Exercise aim:
Reproduce the listing exactly and skip over any pictures.

┄┄┄┄┄┄

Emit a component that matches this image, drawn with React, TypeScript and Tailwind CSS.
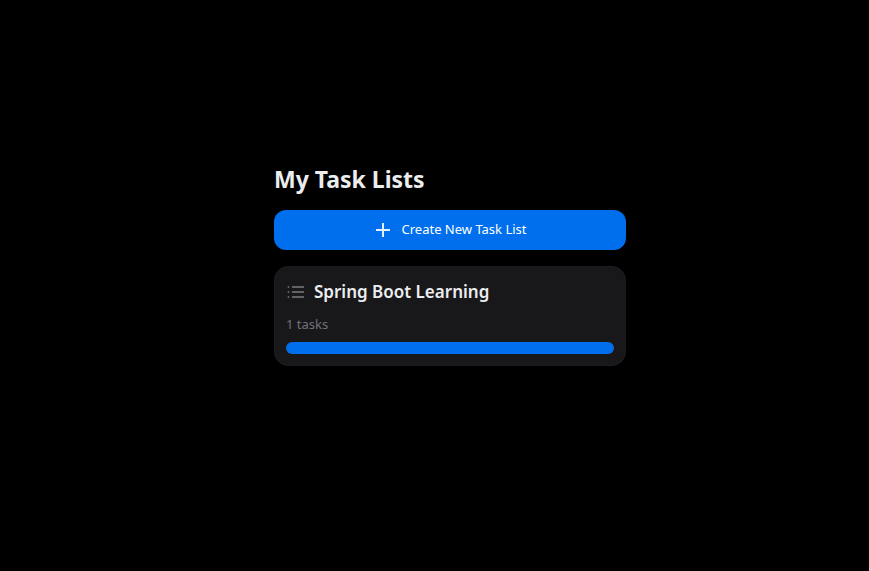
import React from "react";

type TaskList = { id: number; title: string; count: number; progress: number };

const taskLists: TaskList[] = [
  { id: 1, title: "Spring Boot Learning", count: 1, progress: 100 },
];

function PlusIcon() {
  return (
    <svg viewBox="0 0 20 20" className="size-5 text-[#e3effd]" fill="none" stroke="currentColor" strokeWidth={2} aria-hidden="true">
      <path d="M3 10h14M10 3v14" />
    </svg>
  );
}

function ListIcon() {
  return (
    <svg viewBox="0 0 20 20" className="size-5 text-[#626264]" fill="none" stroke="currentColor" strokeWidth={2} aria-hidden="true">
      <path d="M6 5h12M6 10h12M6 15h12" />
      <path d="M1.7 5h1.5M1.7 10h1.5M1.7 15h1.5" />
    </svg>
  );
}

function TaskListCard({ list }: { list: TaskList }) {
  return (
    <article className="rounded-[14px] border border-[#1c1c1f] bg-[#18181b] p-[11px]">
      <div className="flex h-7 items-center gap-2">
        <ListIcon />
        <h2 className="text-[17px] leading-7 font-semibold text-[#ecedee]">{list.title}</h2>
      </div>
      <p className="mt-2 text-[13px] leading-5 text-[#71717a]">{list.count} tasks</p>
      <div
        role="progressbar"
        aria-label={`${list.title} progress`}
        aria-valuenow={list.progress}
        className="mt-2 h-3 overflow-hidden rounded-full bg-[#3f3f46]"
      >
        <div className="h-full rounded-full bg-[#006fee]" style={{ width: `${list.progress}%` }} />
      </div>
    </article>
  );
}

export default function App() {
  return (
    <div className="min-h-screen bg-black pt-[163px] pl-[31px] font-['Noto_Sans','Open_Sans',sans-serif] text-[#ecedee]">
      <main className="mx-auto w-full max-w-[352px]">
        <h1 className="text-[23px] leading-8 font-bold">My Task Lists</h1>
        <button
          type="button"
          className="mt-[15px] flex h-10 w-full items-center justify-center gap-2 rounded-xl bg-[#006fee] text-[13px] text-white"
        >
          <PlusIcon />
          Create New Task List
        </button>
        <section className="mt-4 flex flex-col gap-4">
          {taskLists.map((list) => (
            <TaskListCard key={list.id} list={list} />
          ))}
        </section>
      </main>
    </div>
  );
}
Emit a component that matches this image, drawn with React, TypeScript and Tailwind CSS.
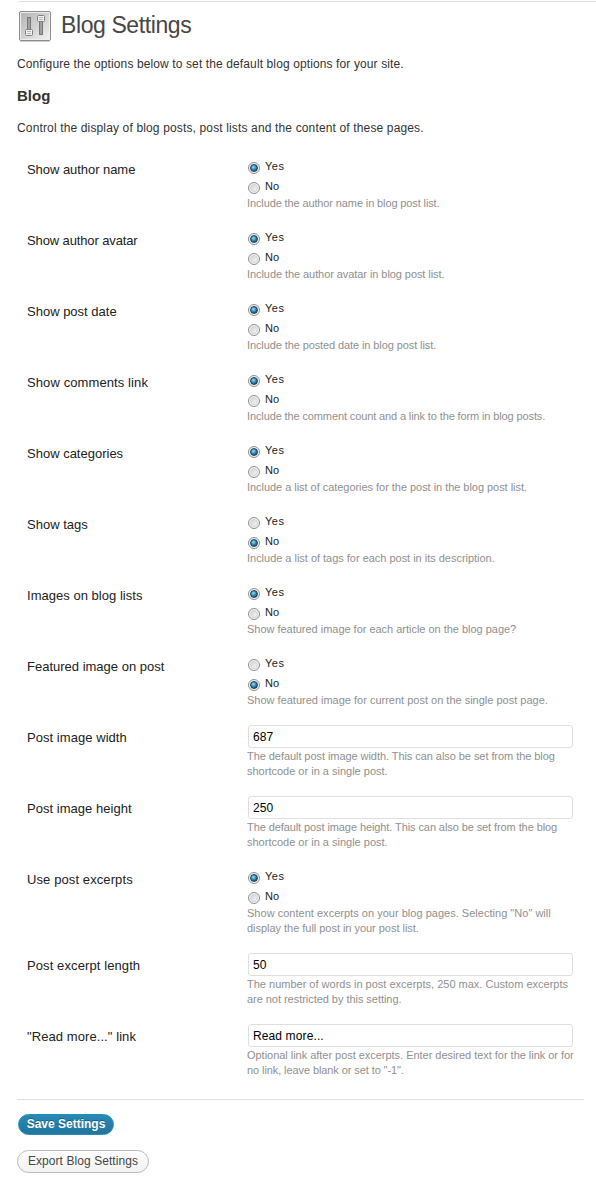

┄┄┄┄┄┄

Correct result:
Emit a component that matches this image, drawn with React, TypeScript and Tailwind CSS.
import React from "react";

type TaskList = { id: number; title: string; count: number; progress: number };

const taskLists: TaskList[] = [
  { id: 1, title: "Spring Boot Learning", count: 1, progress: 100 },
];

function PlusIcon() {
  return (
    <svg viewBox="0 0 20 20" className="size-5 text-[#e3effd]" fill="none" stroke="currentColor" strokeWidth={2} aria-hidden="true">
      <path d="M3 10h14M10 3v14" />
    </svg>
  );
}

function ListIcon() {
  return (
    <svg viewBox="0 0 20 20" className="size-5 text-[#626264]" fill="none" stroke="currentColor" strokeWidth={2} aria-hidden="true">
      <path d="M6 5h12M6 10h12M6 15h12" />
      <path d="M1.7 5h1.5M1.7 10h1.5M1.7 15h1.5" />
    </svg>
  );
}

function TaskListCard({ list }: { list: TaskList }) {
  return (
    <article className="rounded-[14px] border border-[#1c1c1f] bg-[#18181b] p-[11px]">
      <div className="flex h-7 items-center gap-2">
        <ListIcon />
        <h2 className="text-[17px] leading-7 font-semibold text-[#ecedee]">{list.title}</h2>
      </div>
      <p className="mt-2 text-[13px] leading-5 text-[#71717a]">{list.count} tasks</p>
      <div
        role="progressbar"
        aria-label={`${list.title} progress`}
        aria-valuenow={list.progress}
        className="mt-2 h-3 overflow-hidden rounded-full bg-[#3f3f46]"
      >
        <div className="h-full rounded-full bg-[#006fee]" style={{ width: `${list.progress}%` }} />
      </div>
    </article>
  );
}

export default function App() {
  return (
    <div className="min-h-screen bg-black pt-[163px] pl-[31px] font-['Noto_Sans','Open_Sans',sans-serif] text-[#ecedee]">
      <main className="mx-auto w-full max-w-[352px]">
        <h1 className="text-[23px] leading-8 font-bold">My Task Lists</h1>
        <button
          type="button"
          className="mt-[15px] flex h-10 w-full items-center justify-center gap-2 rounded-xl bg-[#006fee] text-[13px] text-white"
        >
          <PlusIcon />
          Create New Task List
        </button>
        <section className="mt-4 flex flex-col gap-4">
          {taskLists.map((list) => (
            <TaskListCard key={list.id} list={list} />
          ))}
        </section>
      </main>
    </div>
  );
}
Emit a component that matches this image, drawn with React, TypeScript and Tailwind CSS.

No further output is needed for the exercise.